Она услышала собственный голос, отрывисто выкрикивавший имя ребенка. А затем имя Уокера. Рот у нее распух. Слова звучали бессмысленно, даже в ее собственных ушах. Она навлекла на них это бедствие своей глупостью, своим эгоизмом. Она побрела через болото. Одна ее нога была босой, а на правой руке была содрана кожа. В безлунной ночи самолет выглядел ярким и голым. Рядом бродили другие люди. Все окутывал желтый дым. Небо тоже было желтым. В небе виднелись огни, ровно падавшие вниз.
Перл наткнулась на что-то мягкое и отпрянула. Что-то задело ее по голой руке. Что-то жесткое и с перьями – обожженное крыло крупной болотной птицы. Убитая рухнувшим самолетом у себя же в болоте, она лежала поперек пути Перл, обгорелая, но целая, ее длинные элегантные ноги обхватывали ноги Перл, а острый клюв был осмотрительно закрыт. Судьбу этого пернатого создания решила сила неумолимая и бестолковая. Перл вырвало. Ее ноги казались пойманными птичьими ногами.
Она увидела парик, плававший в грязи. Несколько париков.
Она поползла подальше от птицы.
– Уокер! – закричала она.
Уокер. Уокер. Она легла с ним и зачала ребенка. Она наказала их всех.
Внезапно ей в уши хлынули звуки катастрофы. Аэроглиссеры с большими фонарями скользили по траве к обломкам самолета. Кричали раненые нечеловеческими голосами. Они напоминали Перл крики сов у нее дома. УО-O, УО-O. Совы, кормящиеся жирным мясом отчаяния.
Теперь вокруг нее двигались здоровые мужчины. Невредимые мужчины. Она прошла мимо пристегнутого к креслу паренька в камуфляжных штанах. Одна бровь у него была частично сорвана и свисала с лица. А вокруг талии расползалось темное пятно – ремень безопасности перерезал ему живот.

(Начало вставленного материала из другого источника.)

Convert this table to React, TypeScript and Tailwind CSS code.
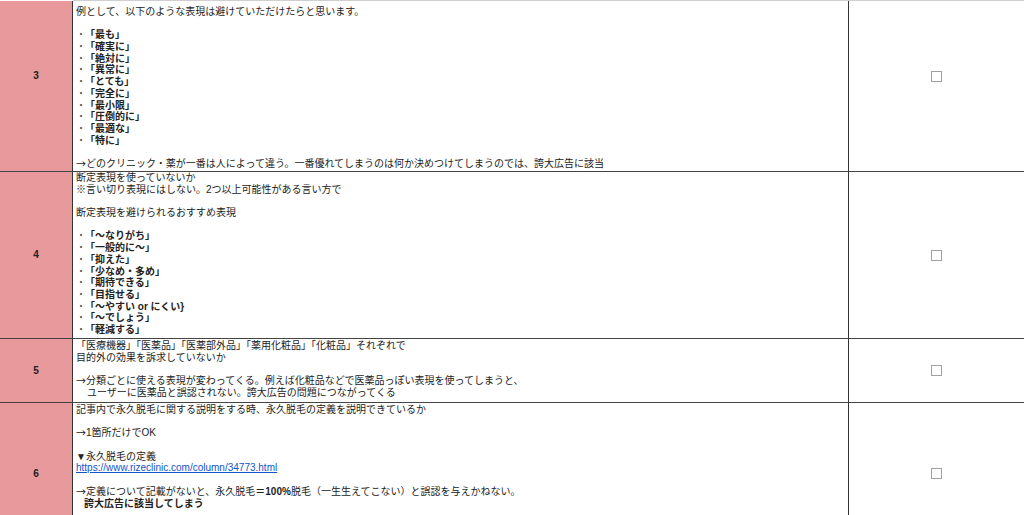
import React from "react";

const font = { fontFamily: '"Liberation Sans", "Noto Sans CJK JP", sans-serif' };
const cjk = { fontFamily: '"Noto Sans CJK JP", sans-serif' };

function Check() {
  return <div className="w-[11px] h-[11px] border-[1.5px] border-[#a0a0a0] bg-white" />;
}

function L({ children, className = "" }: { children?: React.ReactNode; className?: string }) {
  return <div className={"flex items-center h-[11.7px] leading-[11.7px] whitespace-nowrap " + className}>{children}</div>;
}

function Item({ t }: { t: string }) {
  return (
    <L>
      <span className="w-[9px] overflow-hidden text-[#555]">・</span>
      <span className="font-bold">{t}</span>
    </L>
  );
}

const Arrow = () => <span style={cjk}>→</span>;
const Blank = () => <div className="h-[11.7px]" />;

export default function App() {
  return (
    <div className="w-[1024px] h-[515px] overflow-hidden bg-white text-[10px] leading-[11.7px] text-[#222]" style={font}>
      <div className="h-px bg-[#cfcfcf] ml-[73px]" />
      {/* Row 3 */}
      <div className="flex h-[170px]">
        <div className="w-[72px] bg-[#e8999b] flex items-center justify-center pb-[20px] font-bold border-r border-[#333] box-content">3</div>
        <div className="w-[772px] pl-[3px] pt-[5px] border-r border-[#333] box-content">
          <L>例として、以下のような表現は避けていただけたらと思います。</L>
          <Blank />
          <Item t="「最も」" />
          <Item t="「確実に」" />
          <Item t="「絶対に」" />
          <Item t="「異常に」" />
          <Item t="「とても」" />
          <Item t="「完全に」" />
          <Item t="「最小限」" />
          <Item t="「圧倒的に」" />
          <Item t="「最適な」" />
          <Item t="「特に」" />
          <Blank />
          <L><Arrow /><span>どのクリニック・薬が一番は人によって違う。一番優れてしまうのは何か決めつけてしまうのでは、誇大広告に該当</span></L>
        </div>
        <div className="flex-1 flex items-center justify-center pb-[20px]"><Check /></div>
      </div>
      {/* Row 4 */}
      <div className="flex h-[167px] border-t border-[#444]">
        <div className="w-[72px] bg-[#e8999b] flex items-center justify-center font-bold border-r border-[#333] box-content">4</div>
        <div className="w-[772px] pl-[3px] pt-[0px] border-r border-[#333] box-content">
          <L>断定表現を使っていないか</L>
          <L>※言い切り表現にはしない。2つ以上可能性がある言い方で</L>
          <Blank />
          <L>断定表現を避けられるおすすめ表現</L>
          <Blank />
          <Item t="「～なりがち」" />
          <Item t="「一般的に～」" />
          <Item t="「抑えた」" />
          <Item t="「少なめ・多め」" />
          <Item t="「期待できる」" />
          <Item t="「目指せる」" />
          <Item t="「～やすい or にくい}" />
          <Item t="「～でしょう」" />
          <Item t="「軽減する」" />
        </div>
        <div className="flex-1 flex items-center justify-center"><Check /></div>
      </div>
      {/* Row 5 */}
      <div className="flex h-[64px] border-t border-[#444]">
        <div className="w-[72px] bg-[#e8999b] flex items-center justify-center font-bold border-r border-[#333] box-content">5</div>
        <div className="w-[772px] pl-[3px] pt-[1px] border-r border-[#333] box-content">
          <L>「医療機器」「医薬品」「医薬部外品」「薬用化粧品」「化粧品」それぞれで</L>
          <L>目的外の効果を訴求していないか</L>
          <Blank />
          <L><Arrow /><span>分類ごとに使える表現が変わってくる。例えば化粧品などで医薬品っぽい表現を使ってしまうと、</span></L>
          <L className="pl-[11px]">ユーザーに医薬品と誤認されない。誇大広告の問題につながってくる</L>
        </div>
        <div className="flex-1 flex items-center justify-center"><Check /></div>
      </div>
      {/* Row 6 */}
      <div className="flex h-[142px] border-t border-[#444]">
        <div className="w-[72px] bg-[#e8999b] flex items-center justify-center font-bold border-r border-[#333] box-content">6</div>
        <div className="w-[772px] pl-[3px] pt-[1px] border-r border-[#333] box-content">
          <L>記事内で永久脱毛に関する説明をする時、永久脱毛の定義を説明できているか</L>
          <Blank />
          <L><Arrow /><span>1箇所だけでOK</span></L>
          <Blank />
          <L>▼永久脱毛の定義</L>
          <L><span className="text-[#1155cc] underline">https://www.rizeclinic.com/column/34773.html</span></L>
          <Blank />
          <L><Arrow /><span>定義について記載がないと、永久脱毛</span><span className="font-bold">＝100%</span><span>脱毛（一生生えてこない）と誤認を与えかねない。</span></L>
          <L className="pl-[8px] font-bold">誇大広告に該当してしまう</L>
        </div>
        <div className="flex-1 flex items-center justify-center"><Check /></div>
      </div>
    </div>
  );
}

Перл снова увидела собак, бегущих впереди нее, натыкаясь на все, как слепые.
– Мой малыш, – сказала Перл. – Прошу вас, у меня был малыш. Прошу вас, верните моего малыша. Он был у меня в руках.
Мимо нее прошмыгнул мужчина, чуть не сбив с ног. Она схватила его за руку.

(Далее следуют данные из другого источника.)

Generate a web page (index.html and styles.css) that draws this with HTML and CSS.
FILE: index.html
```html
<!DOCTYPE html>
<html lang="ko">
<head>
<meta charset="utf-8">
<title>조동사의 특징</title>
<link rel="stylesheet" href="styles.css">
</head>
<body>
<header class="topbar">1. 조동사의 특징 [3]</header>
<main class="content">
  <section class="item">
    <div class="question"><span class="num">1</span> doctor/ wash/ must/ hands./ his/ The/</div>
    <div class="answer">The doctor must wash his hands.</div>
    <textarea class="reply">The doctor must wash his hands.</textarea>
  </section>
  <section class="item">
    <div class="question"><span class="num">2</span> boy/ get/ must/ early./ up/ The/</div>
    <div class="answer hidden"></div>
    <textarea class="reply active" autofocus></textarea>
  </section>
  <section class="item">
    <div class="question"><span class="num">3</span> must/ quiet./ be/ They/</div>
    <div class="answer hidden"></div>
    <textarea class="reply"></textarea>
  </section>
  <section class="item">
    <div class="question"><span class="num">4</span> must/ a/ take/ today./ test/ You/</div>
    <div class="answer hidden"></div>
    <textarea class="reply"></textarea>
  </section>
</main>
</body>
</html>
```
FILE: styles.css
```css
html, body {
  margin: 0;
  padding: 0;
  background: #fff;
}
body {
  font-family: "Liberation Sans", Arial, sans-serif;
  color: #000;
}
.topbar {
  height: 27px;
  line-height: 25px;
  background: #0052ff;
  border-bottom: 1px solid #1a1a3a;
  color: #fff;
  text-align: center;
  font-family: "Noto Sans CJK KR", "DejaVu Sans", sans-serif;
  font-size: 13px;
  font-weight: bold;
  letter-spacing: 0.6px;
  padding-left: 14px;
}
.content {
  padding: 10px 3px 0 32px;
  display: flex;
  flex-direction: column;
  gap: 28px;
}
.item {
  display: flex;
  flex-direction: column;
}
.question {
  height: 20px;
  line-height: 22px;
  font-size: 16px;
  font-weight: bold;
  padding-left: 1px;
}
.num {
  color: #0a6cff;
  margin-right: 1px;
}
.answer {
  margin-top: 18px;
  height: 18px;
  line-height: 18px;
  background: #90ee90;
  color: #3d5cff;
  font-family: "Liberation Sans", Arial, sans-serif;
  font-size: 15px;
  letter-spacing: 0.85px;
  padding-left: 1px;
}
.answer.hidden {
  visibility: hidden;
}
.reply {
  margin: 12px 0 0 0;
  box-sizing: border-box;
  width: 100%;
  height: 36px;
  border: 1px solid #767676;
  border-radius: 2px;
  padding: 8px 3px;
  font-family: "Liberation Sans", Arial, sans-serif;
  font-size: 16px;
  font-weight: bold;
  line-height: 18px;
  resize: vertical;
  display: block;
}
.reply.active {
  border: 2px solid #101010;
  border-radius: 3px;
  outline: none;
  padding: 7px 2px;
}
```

– Здесь младенец, – сказала она. – Вы должны найти его. Он мой.
Он посмотрел на нее безнадежно.
– Ну хорошо, – сказал он. – Оставайтесь на месте, никуда не уходите.
И он ушел. Оставив ее нигде. Ни с чем. Без ничего. Совы, или что это было, все так же стонали в болоте. В совином гнезде наверняка полно всякой всячины. Всяческой поживы от этого бедствия. Форелей, кроликов, дроздов. Клочков волос и оторванных пальцев с кольцами. УО-О, УО-О. Она снова стала звать Уокера, а затем ребенка.
– Прошу вас, – звала она, – у меня малыш. Он здесь.
Перл присела. Трясина объяла ее. Она сложила руки на коленях, словно обхватывая что-то. А затем и вправду почувствовала что-то в руках, что-то дрожащее, маленькое, и чьи-то руки коснулись ее и подняли, поспешно, но бережно. Она оказалась на носилках, под просторным одеялом, а к ее тревожному сердцу прижимался живой младенец, мальчик.
Глава шестая
В детской палате лежал на замасленной бумаге малыш, весь покрытый мазями, напоминая рыбу
Этажом выше, в отдельной палате, лежала Перл, с перевязанными ребрами и рукой и квадратиком марли, приклеенным ко лбу. Она лежала, уткнувшись в подушку и закрыв глаза.
Уокер был мертв.
Она лежала, крепко зажмурившись, и пыталась воскресить его. Памятование – это воскресение. Мертвые ходят среди живых, пока мы помним их, и это не что иное, как воскресение.